In Gratitude To Those I’ve Learnt From, The Joys

Today, I am feeling very happy after a fully lived day of things oriented around music.

This has included working on my mission statement, which has helped me reconnect to why I’m doing what I’m doing, preparing beautiful songs for upcoming choir sessions, practising new things on flute and accordion, the admin of it all, and teaching singing at Under The Bridge.

When I was teaching singing today, I felt particularly grateful for and aware of, everyone I have learnt from, directly or indirectly, whose input influences what I bring to the table as a teacher.

Input ranging from the very recent… such as a CPD I undertook earlier this week with Amanda Flynn at the Voice Study Centre around Belting, which was brilliantly informative both about practice, history, semantics, acoustics, excercises and all sorts of useful and thought provoking things.

To the longer ago… reconnecting with some of the wonderful embodied voice work I did with Frankie Armstrong when I did my Natural Voice teacher training with her in 2007 and apprenticed with her in my early 20s.

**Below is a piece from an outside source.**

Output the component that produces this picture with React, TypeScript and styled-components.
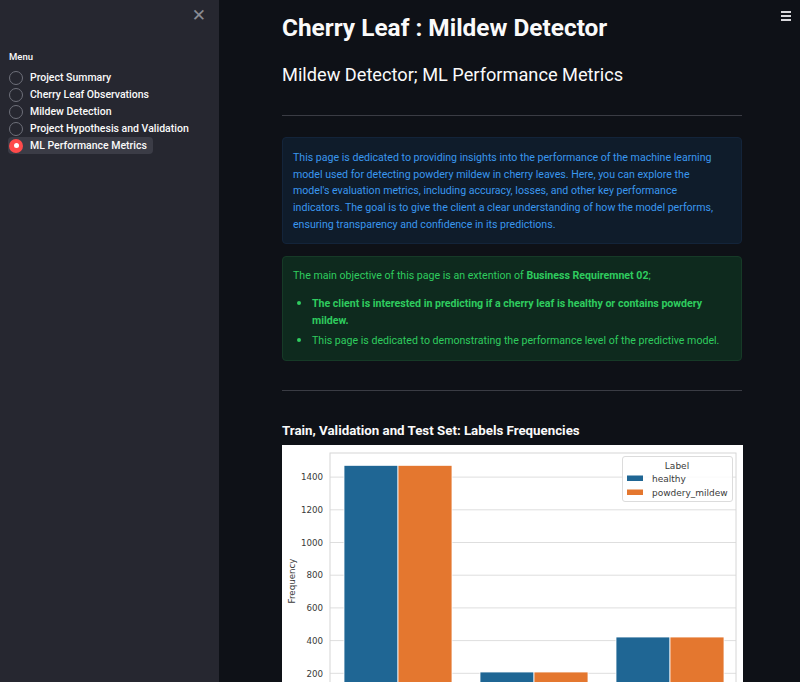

I’m so thankful to have been activated by the presence of such a dynamic singer, mover, activist and human, as a young adult.

And longer ago still, as well as throughout my life intermittently… learning to use my voice in such a variety of different ways, seemingly ‘not permitted’ by the dominant culture around me, and with such greater freedom and fuller humanity, on Village Harmony and Northern Harmony study sessions, camps and concert tours.

Learning folk, sacred, secular and traditional music from around the world, authentically taught by wonderful guest song leaders from each culture and well studied Village Harmony leaders. I started having these incredible, life changing experiences that give such a different perspective on, well, everything, as a child, and carried on as often as possible.

I feel incredibly grateful for the vocal, emotional and worldly learnings that everybody I encountered on Village Harmony experiences has given me, that I bring to the teaching studio with me. I am also aware of the people whose cultures I have learned from in this process, who have passed these songs on and the routes by which I have come to sing them, some of which are more/less comfortable than others (but that is a different essay altogether). I am most especially for the late Larry Gordon, founder of Village Harmony, and Patty Cuyler, whose organisational marathons and great passion for the music have inspired so many people sing, sing, sing. As Larry would say: “it’s time to sing everyone!”

Starting even longer ago, and continuing more consistently through my life, my mother’s massive passion for all things music, and my dad’s and sister’s musical interests and joys too, have also been a great motivating factor in my being so sure about wanting to dedicate my life to bringing music into the world. Time spent around the kitchen table with all four of us singing shape note songs together, will be some of the most cherished of my life, such a strong sense of belonging and transcendence.

I’m also grateful for everything I learnt at Rose Bruford college doing my Actor Musicianship training in my early 20s, and at Chichester Festival Youth Theatre as a child and young teen, hurling myself into lots of different roles with full body and voice and getting to explore being more fully human in the process, and to the wonderful humans involved in those and many other related experiences.

I feel thankful for the Estill Training I’ve done, which is quite mindblowing and very helpful for demystifying what is happening when we sing! Although I do sometimes struggle to retain all the helpful anatomy words, despite doing the course twice (more of them are starting to stick – if any voice nerds want to revise with me, I’m game!). Its richly factual and thoroughly practical content has informed my teaching very much, and I honestly feel like I could probably do that course again several times and still keep learning more.

Also very thankful for a super duper singing teacher who I found recently who holds space for me to explore singing what I want to sing, for me, for fun, and to put my own voice under the metaphorical microscope semi-regularly: which helps keep me inspired and fresh and musically nourished, connected to myself as a singer, and ready to keep holding space for others to sing.

I think I’m also thankful for the singing teachers who I would rate as “bad” teachers (no hyper links here lol), or rather, teachers with some qualities that I think are damaging, who I have encountered over the years (gasp! A negative comment! From Hannah-Rose! WHAT!). I won’t make a “list of sins” but I think that in hindsight, and with clarity (and the chance to undo any damage done), negative experiences have shown me what kind of teacher I don’t want to be, which helps me be clearer about the kind of teacher I am.

As I watch the tools as my disposal flow out of me in response to my student’s requests in the moment or before a session, I feel a crowd of wonderful people at my back, a sense of musical family whose influence I bring forward into this moment, with this person. It is such a special thing.

As self employed teachers, we can spend a lot of time leaning on ourselves, working alone, self motivating, and being the ‘driving force,’ of things. I think it’s really important to step back, focus wider, and remember that we are a part of a big, wide web of music, across time and space, and we bring with us all the influences to date – filtered choicefully to make our own unique creation that is a part of the web also. We are not alone.

So – thanks everyone. Including the wonderful people who are or have been part of my music and singing life that I haven’t had time to mention properly here.

I’m so grateful you sang with me, encouraged me, inspired me. I’m making ripples of the same in my work and it is my honour to do so.

Thanks for reading my musings today.